What first looks like a smudge of light in a grainy telescopic image of space is actually an astronomic discovery like no other yet.
An international team of researchers led by Dalhousie’s Scott Chapman and former master’s student Tim Miller looked back in time to the edge of our observable universe and found the first evidence of 14 large, dense galaxies 12.4 billion light years away from Earth—some of the first ever formed after the Big Bang.
Located in a small area of space relative to their sizes, and the rate at which they're churning out new stars, these galaxies are merging into a protocluster — a grouping of galaxies in close proximity to one another. But this protocluster, by today’s calculations, is to be one of the largest galactic structures in the known universe.
Alas, scientists in our lifetime will never actually see the outcome of this merger through a telescope since it takes billions of years for this protocluster’s light to reach Earth.
Zooming in to the galaxies discovered by ALMA that are evolving into a galaxy cluster. The outer field is from data taken by the Hershel Space Observatory. The middle image -- a portion of a much-wider survey by NSF's South Pole Telescope -- uncovered the distant galactic source that was studied by ALMA to reveal the 14 galaxies. (NRAO photo)

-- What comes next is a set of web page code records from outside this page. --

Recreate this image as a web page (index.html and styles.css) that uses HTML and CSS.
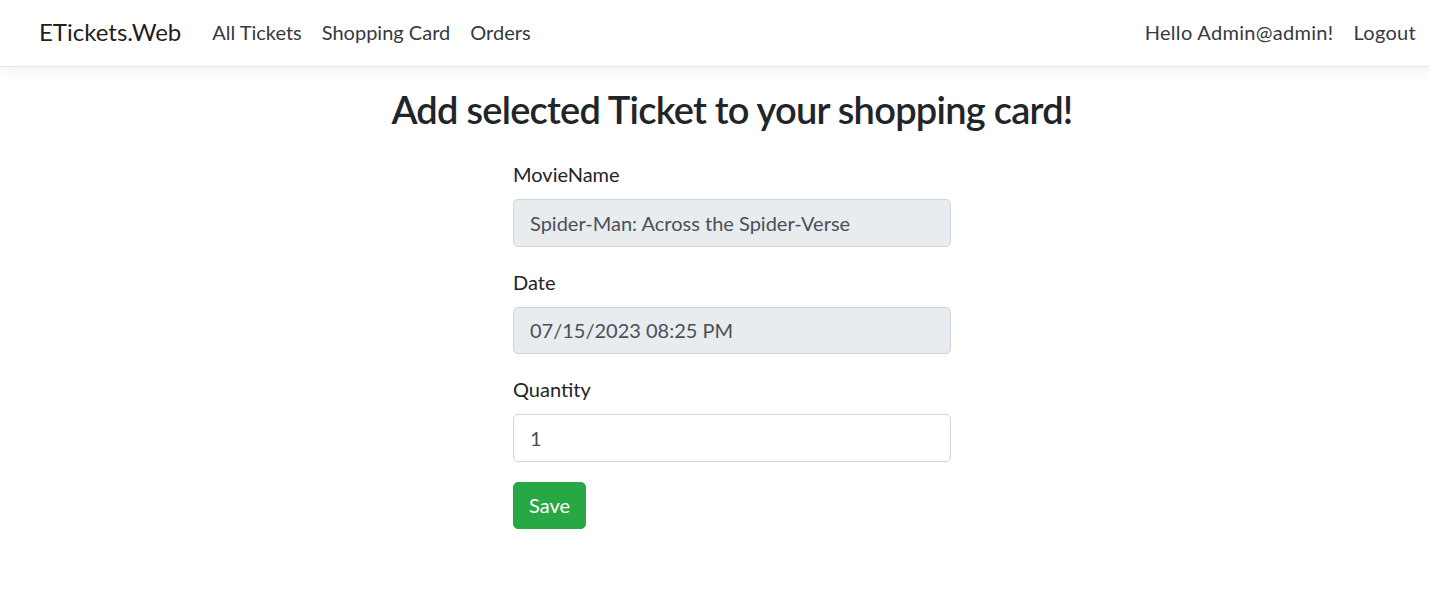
FILE: index.html
```html
<!DOCTYPE html>
<html lang="en">
<head>
<meta charset="utf-8">
<title>ETickets.Web</title>
<link rel="stylesheet" href="styles.css">
</head>
<body>
<div class="page">
  <header class="navbar">
    <a class="brand" href="#">ETickets.Web</a>
    <ul class="nav">
      <li><a class="nav-link" href="#">All Tickets</a></li>
      <li><a class="nav-link" href="#">Shopping Card</a></li>
      <li><a class="nav-link" href="#">Orders</a></li>
    </ul>
    <ul class="nav nav-right">
      <li><a class="nav-link" href="#">Hello Admin@admin!</a></li>
      <li><a class="nav-link" href="#">Logout</a></li>
    </ul>
  </header>
  <main class="main">
    <h2 class="title">Add selected Ticket to your shopping card!</h2>
    <form class="form">
      <div class="group">
        <label class="label">MovieName</label>
        <input class="control control-readonly" type="text" readonly value="Spider-Man: Across the Spider-Verse">
      </div>
      <div class="group">
        <label class="label">Date</label>
        <input class="control control-readonly" type="text" readonly value="07/15/2023 08:25 PM">
      </div>
      <div class="group">
        <label class="label">Quantity</label>
        <input class="control" type="text" value="1">
      </div>
      <button class="btn" type="button">Save</button>
    </form>
  </main>
</div>
</body>
</html>
```
FILE: styles.css
```css
html, body {
  margin: 0;
  padding: 0;
  overflow: hidden;
  background: #fff;
}
body {
  font-family: Lato, "Noto Sans", sans-serif;
  font-size: 20px;
  color: #212529;
}
.page {
  width: 1464px;
}
.navbar {
  height: 66px;
  display: flex;
  align-items: center;
  padding: 0 38px 0 39px;
  border-bottom: 1px solid #e3e3ea;
  box-shadow: 0 5px 15px rgba(0, 0, 0, 0.05);
  background: #fff;
}
.brand {
  font-size: 24px;
  color: rgba(0, 0, 0, 0.9);
  text-decoration: none;
  margin-right: 21px;
  line-height: 34px;
  padding-bottom: 2px;
}
.nav {
  display: flex;
  list-style: none;
  margin: 0;
  padding: 0 0 3px;
}
.nav-right {
  margin-left: auto;
}
.nav-link {
  display: block;
  padding: 0 10px;
  line-height: 30px;
  color: #343a40;
  text-decoration: none;
}
.nav-right .nav-link {
  letter-spacing: 0.3px;
}
.main {
  padding-top: 18px;
}
.title {
  margin: 0 0 26px;
  text-align: center;
  font-size: 38px;
  font-weight: 600;
  letter-spacing: -0.75px;
  line-height: 48px;
  color: #212529;
}
.form {
  width: 438px;
  margin: 0 auto;
}
.group {
  margin-bottom: 20px;
}
.label {
  display: block;
  line-height: 30px;
  margin-bottom: 10px;
}
.control {
  display: block;
  box-sizing: border-box;
  width: 100%;
  height: 47.5px;
  padding: 0 16px;
  font-family: inherit;
  font-size: 20px;
  color: #495057;
  background: #fff;
  border: 1px solid #ced4da;
  border-radius: 5px;
  outline: none;
}
.control-readonly {
  background: #e9ecef;
}
.btn {
  display: block;
  height: 47.5px;
  padding: 0 15px;
  font-family: inherit;
  font-size: 20px;
  color: #fff;
  background: #28a745;
  border: 1px solid #28a745;
  border-radius: 5px;
}
```
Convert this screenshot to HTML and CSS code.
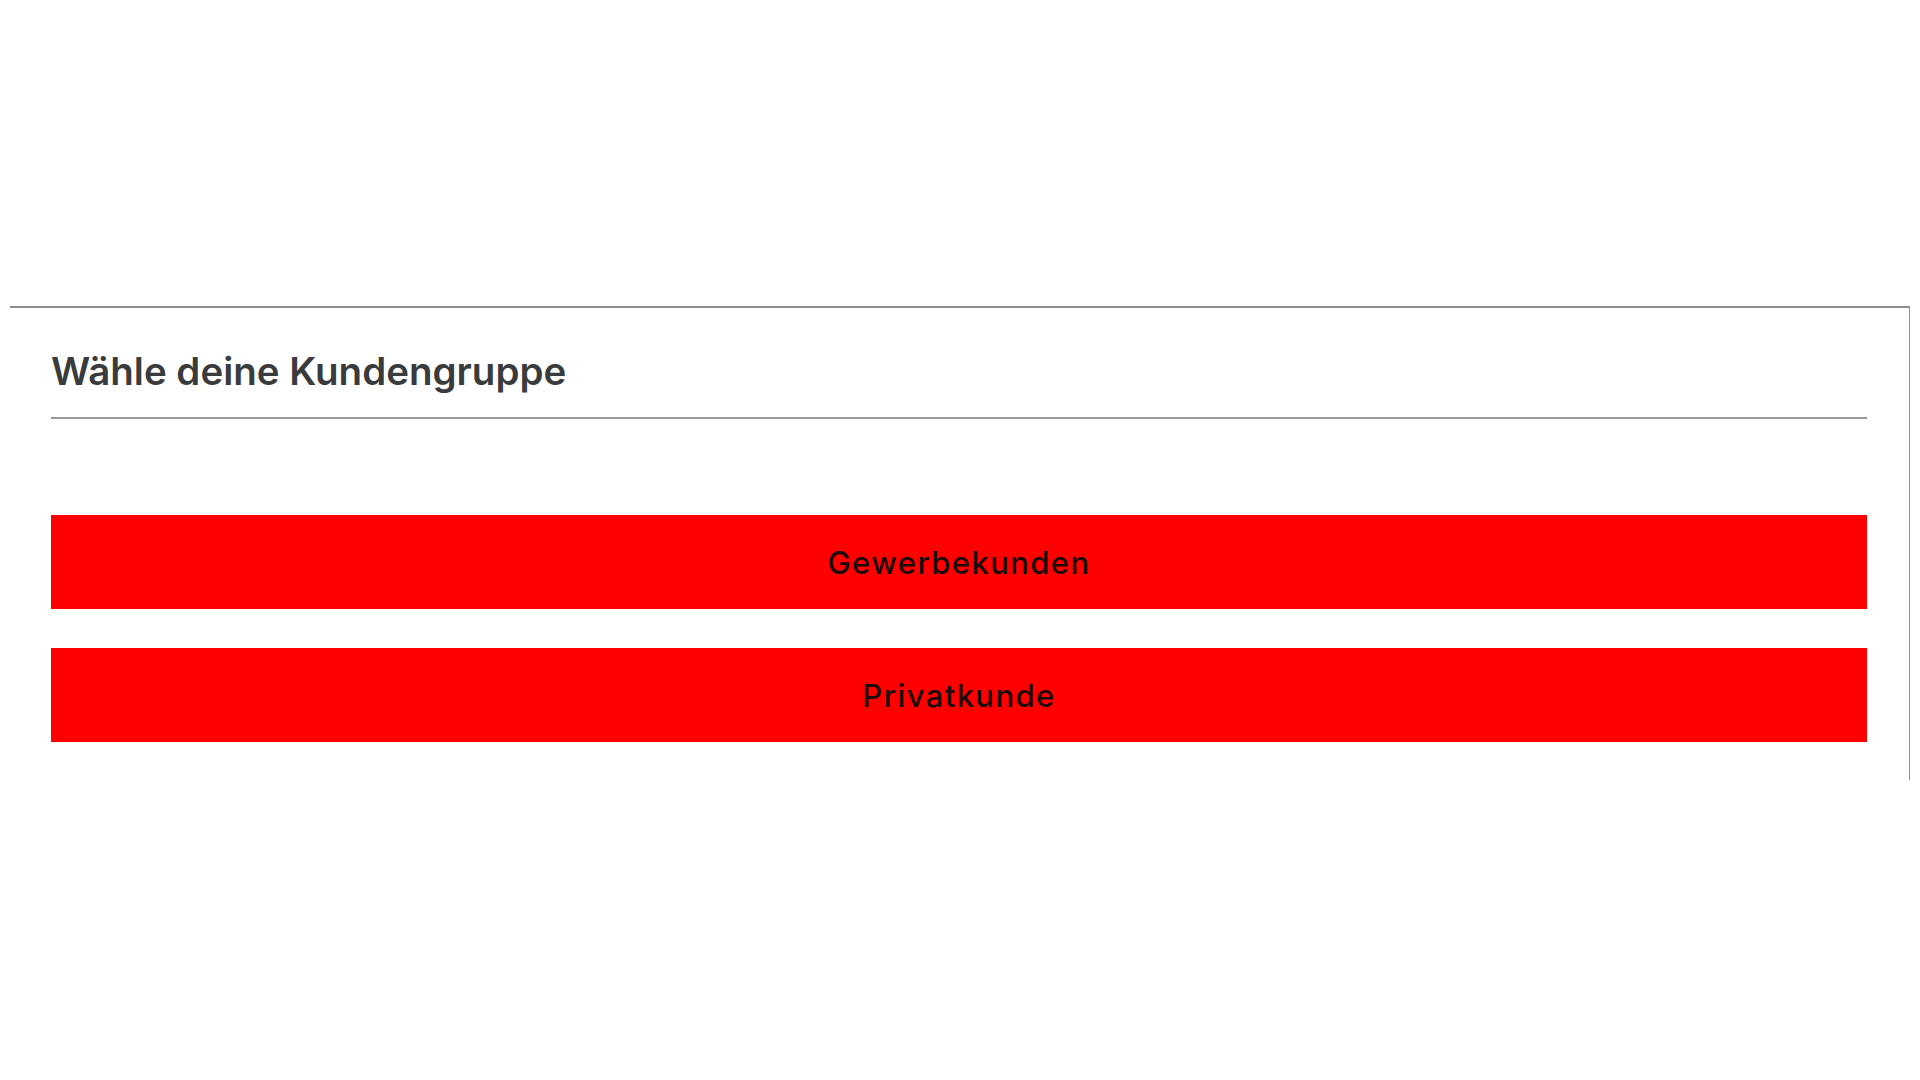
FILE: index.html
```html
<!DOCTYPE html>
<html lang="de">
<head>
<meta charset="utf-8">
<title>Kundengruppe</title>
<link rel="stylesheet" href="styles.css">
</head>
<body>
<section class="panel">
  <header class="panel-head">
    <h2 class="panel-title">Wähle deine Kundengruppe</h2>
  </header>
  <div class="choices">
    <button class="choice" type="button">Gewerbekunden</button>
    <button class="choice" type="button">Privatkunde</button>
  </div>
</section>
</body>
</html>
```

FILE: styles.css
```css
html, body {
  margin: 0;
  padding: 0;
  background: #ffffff;
}

body {
  font-family: Inter, "Noto Sans", "Liberation Sans", sans-serif;
  padding-top: 306px;
}

.panel {
  margin-left: 10px;
  width: 1900px;
  height: 474px;
  border-top: 2px solid #8f8f8f;
  border-right: 1px solid #8f8f8f;
  padding: 0 42px 0 41px;
  box-sizing: border-box;
}

.panel-head {
  height: 111px;
  border-bottom: 2px solid #9a9a9a;
  box-sizing: border-box;
  display: flex;
  align-items: center;
  padding-top: 16px;
}

.panel-title {
  margin: 0;
  font-size: 38.5px;
  font-weight: 600;
  color: #3a3b3d;
  letter-spacing: 0;
}

.choices {
  display: flex;
  flex-direction: column;
  gap: 39px;
  padding-top: 96px;
}

.choice {
  height: 94px;
  width: 100%;
  border: none;
  background: #ff0000;
  color: #1a0a0a;
  font-family: Inter, "Noto Sans", "Liberation Sans", sans-serif;
  font-size: 31px;
  font-weight: 500;
  letter-spacing: 1.4px;
  padding: 0;
  cursor: pointer;
}
```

The study, published in the journal Nature, sent shockwaves through the astrophysics community. But it wasn’t necessarily because of the discovery that 14 galaxies are occupying a space that’s only three times larger than our own Milky Way, or that the galaxies are growing faster than anything in this galaxy. No, it’s because the image that led to this discovery is technically 12.4 billions of years old. That means this mass of galaxies grew to its astonishing size only 1.4 billion years after the Big Bang. A growth spurt like that doesn’t align with current scientific understanding.
Shifting the science
“Having caught a massive galaxy cluster in throes of formation is spectacular in and of itself,” Dr. Chapman, a professor of physics, told the National Radio Astronomy Observatory (NRAO). “But, the fact that this is happening so early in the history of the universe poses a formidable challenge to our present-day understanding of the way structures form in the universe.”

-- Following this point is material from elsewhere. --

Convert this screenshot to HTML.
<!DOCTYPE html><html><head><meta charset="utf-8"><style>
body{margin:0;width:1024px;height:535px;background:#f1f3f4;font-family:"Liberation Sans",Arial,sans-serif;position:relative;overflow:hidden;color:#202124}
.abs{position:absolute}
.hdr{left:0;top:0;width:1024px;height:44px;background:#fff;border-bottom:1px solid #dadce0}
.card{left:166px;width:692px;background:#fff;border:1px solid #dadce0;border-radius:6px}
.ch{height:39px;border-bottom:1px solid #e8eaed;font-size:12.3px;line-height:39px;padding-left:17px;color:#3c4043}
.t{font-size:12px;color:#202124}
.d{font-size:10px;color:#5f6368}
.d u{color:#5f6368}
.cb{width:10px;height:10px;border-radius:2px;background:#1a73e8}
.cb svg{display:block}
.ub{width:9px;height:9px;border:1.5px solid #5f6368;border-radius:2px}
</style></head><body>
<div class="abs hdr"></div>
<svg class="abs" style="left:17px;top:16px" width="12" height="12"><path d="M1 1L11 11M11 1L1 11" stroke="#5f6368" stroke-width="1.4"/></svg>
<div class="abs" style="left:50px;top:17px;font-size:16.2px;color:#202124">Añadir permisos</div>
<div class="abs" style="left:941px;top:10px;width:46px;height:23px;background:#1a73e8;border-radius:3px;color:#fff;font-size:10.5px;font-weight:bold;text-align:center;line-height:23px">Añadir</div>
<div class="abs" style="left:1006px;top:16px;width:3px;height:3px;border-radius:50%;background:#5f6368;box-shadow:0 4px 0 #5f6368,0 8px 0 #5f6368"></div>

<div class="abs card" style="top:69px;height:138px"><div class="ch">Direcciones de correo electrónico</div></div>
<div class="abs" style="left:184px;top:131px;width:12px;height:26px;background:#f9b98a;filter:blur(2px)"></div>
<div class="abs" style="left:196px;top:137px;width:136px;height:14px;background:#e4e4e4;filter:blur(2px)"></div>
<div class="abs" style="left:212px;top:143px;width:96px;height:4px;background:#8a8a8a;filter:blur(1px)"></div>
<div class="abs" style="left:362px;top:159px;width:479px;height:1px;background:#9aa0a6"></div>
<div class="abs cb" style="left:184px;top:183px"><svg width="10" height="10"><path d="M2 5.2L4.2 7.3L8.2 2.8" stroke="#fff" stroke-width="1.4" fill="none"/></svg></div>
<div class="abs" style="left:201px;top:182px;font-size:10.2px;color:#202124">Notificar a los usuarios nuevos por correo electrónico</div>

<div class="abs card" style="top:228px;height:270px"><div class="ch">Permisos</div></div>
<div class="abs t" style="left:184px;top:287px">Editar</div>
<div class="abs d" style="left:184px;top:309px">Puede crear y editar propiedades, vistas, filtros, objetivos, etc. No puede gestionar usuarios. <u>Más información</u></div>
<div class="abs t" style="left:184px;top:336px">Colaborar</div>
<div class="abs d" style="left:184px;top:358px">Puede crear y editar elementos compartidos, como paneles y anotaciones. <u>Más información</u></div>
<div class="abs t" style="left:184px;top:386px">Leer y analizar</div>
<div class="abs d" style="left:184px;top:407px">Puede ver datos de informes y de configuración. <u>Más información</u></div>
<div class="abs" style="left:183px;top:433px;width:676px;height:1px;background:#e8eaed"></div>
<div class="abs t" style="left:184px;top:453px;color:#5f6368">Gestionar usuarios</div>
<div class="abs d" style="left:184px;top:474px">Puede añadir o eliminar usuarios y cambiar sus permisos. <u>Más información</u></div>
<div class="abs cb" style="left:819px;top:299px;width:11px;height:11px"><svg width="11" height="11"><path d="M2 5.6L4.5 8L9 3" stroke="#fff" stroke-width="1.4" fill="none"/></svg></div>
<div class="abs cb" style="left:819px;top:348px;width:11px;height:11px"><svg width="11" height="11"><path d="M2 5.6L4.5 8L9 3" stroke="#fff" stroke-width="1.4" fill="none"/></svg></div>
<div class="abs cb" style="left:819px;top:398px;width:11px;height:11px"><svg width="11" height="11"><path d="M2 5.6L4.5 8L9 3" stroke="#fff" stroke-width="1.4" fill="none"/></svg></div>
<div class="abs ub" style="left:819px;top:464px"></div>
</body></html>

Current theory and computer models suggest that protoclusters as massive as the one observed by NRAO’s ALMA — the complex Atacama Large Millimeter/submillimeter Array observatory in Chile — should have taken much longer to evolve.
“How this assembly of galaxies got so big so fast is a bit of a mystery, it wasn’t built up gradually over billions of years, as astronomers might expect,” says Tim Miller (MSc’17), a coauthor who worked on the study while attending Dalhousie. Miller is now a PhD candidate at Yale University. “This discovery provides an incredible opportunity to study how galaxy clusters and their massive galaxies came together in these extreme environments.”
A mass of galaxies
This cluster’s extreme distance and clearly defined components offer astronomers an unprecedented opportunity to study some of the first steps of cluster formation less than 1.5 billion years after the Big Bang. By using NRAO’s ALMA data as the starting conditions for sophisticated computer simulations, the researchers were able to demonstrate how this current collection of galaxies will likely grow and evolve over billions of years.
Scott Chapman. (Nick Pearce photo)
“ALMA gave us, for the first time, a clear starting point to predict the evolution of a galaxy cluster. Over time, the 14 galaxies we observed will stop forming stars and will collide and coalesce into a single gigantic galaxy,” says Dr. Chapman.
Other study partners include the National Research Council of Canada, National Radio Astronomy Observatory, the University of Victoria (UVic), the University of Illinois and the Flatiron Institute.